Assume that child abuse does cause ‘long-lasting psychological damage to the future adult.’ Or alternatively lets simply look at the very well attested point that children are better at learning languages than adults. Do either of these outcomes disagree with Bryan Caplan’s argument that what you do as a parent doesn’t matter very much?
I’d argue that Caplan’s actual argument is still solid. The reason that it is still solid is that you are referring to long term effects from extreme changes in how the child is treated, rather than from switching from a high stress/ high pressure version of normal middle class parenting to a low stress version of normal middle class parenting. Ie from lots of extra curriculars to a few extra cirriculars.
The evidence base Caplan depends on with identical twin studies by construction only involves parents who were able to convince an adoption board that they would be responsible. There are unlikely to be very many extremely bad or weird parents in this group. The evidence for the result only holds within this range. And Caplan’s claim also was only that you can aim for the low stress part of this range because being a very good parent inside this range doesn’t make much difference relative to being a below average parent within this range.

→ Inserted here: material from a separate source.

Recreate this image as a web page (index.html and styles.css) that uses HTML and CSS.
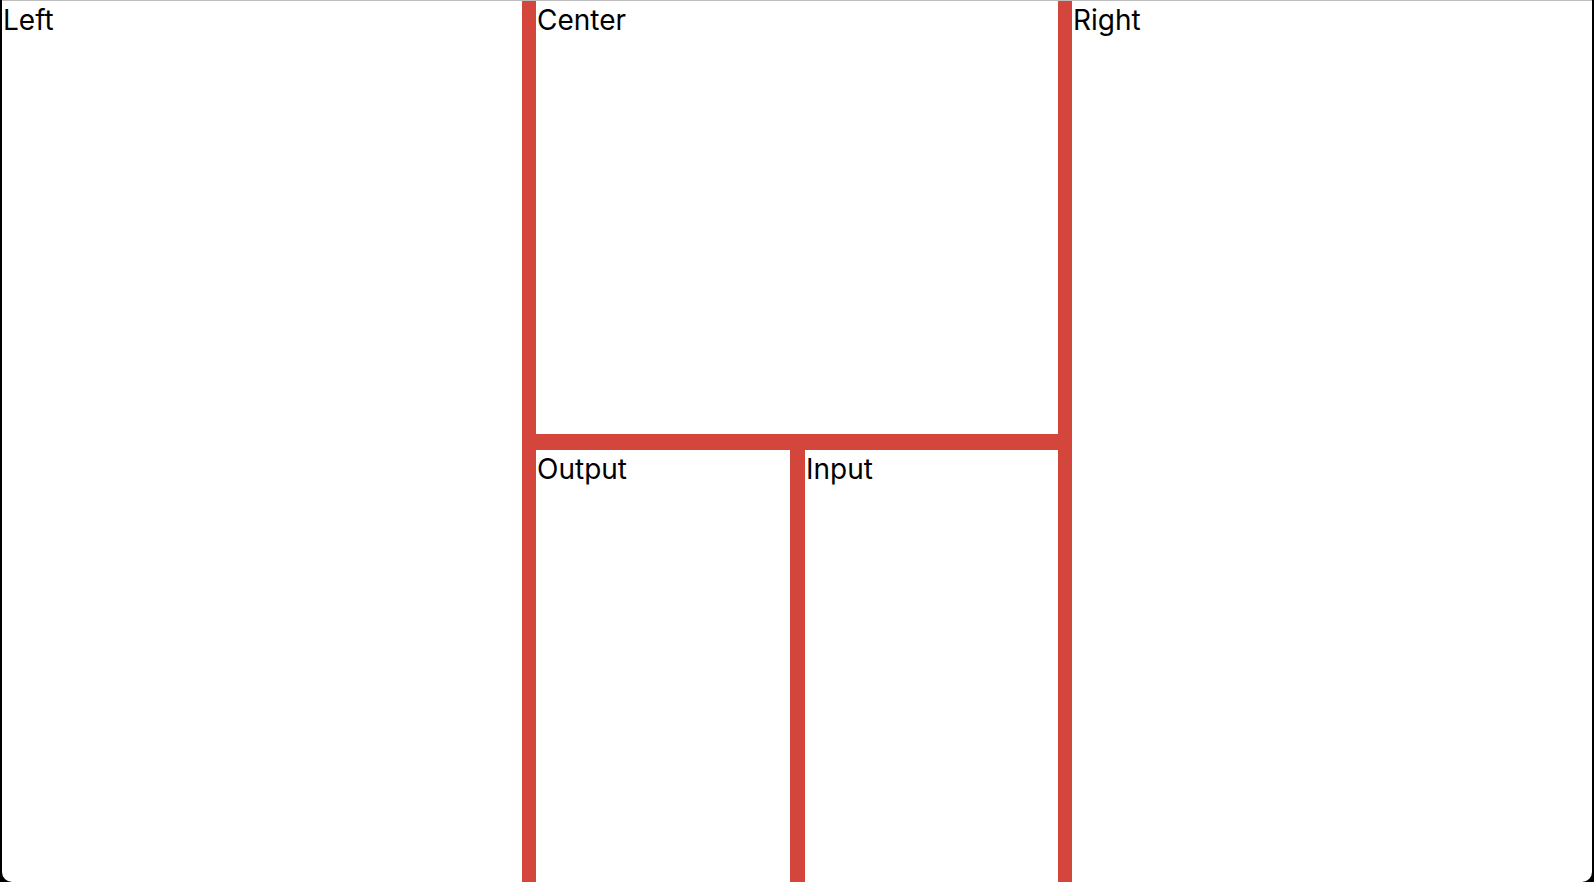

I find it misleading that what Caplan calls “variations in parenting” would actually mean “switching from a high stress/ high pressure version of normal middle class parenting to a low stress version of normal middle class parenting”. You oppose that very limited definition on the one hand, and “extreme changes in how the child is treated” on the other hand, but there are many third options. Homeschooling, for example. Or raising a child in the countryside as opposed to a crowded city. I have nothing against the limited version of Caplan’s argument, but I’m concerned readers might be misled into updating towards a bigger version of the argument.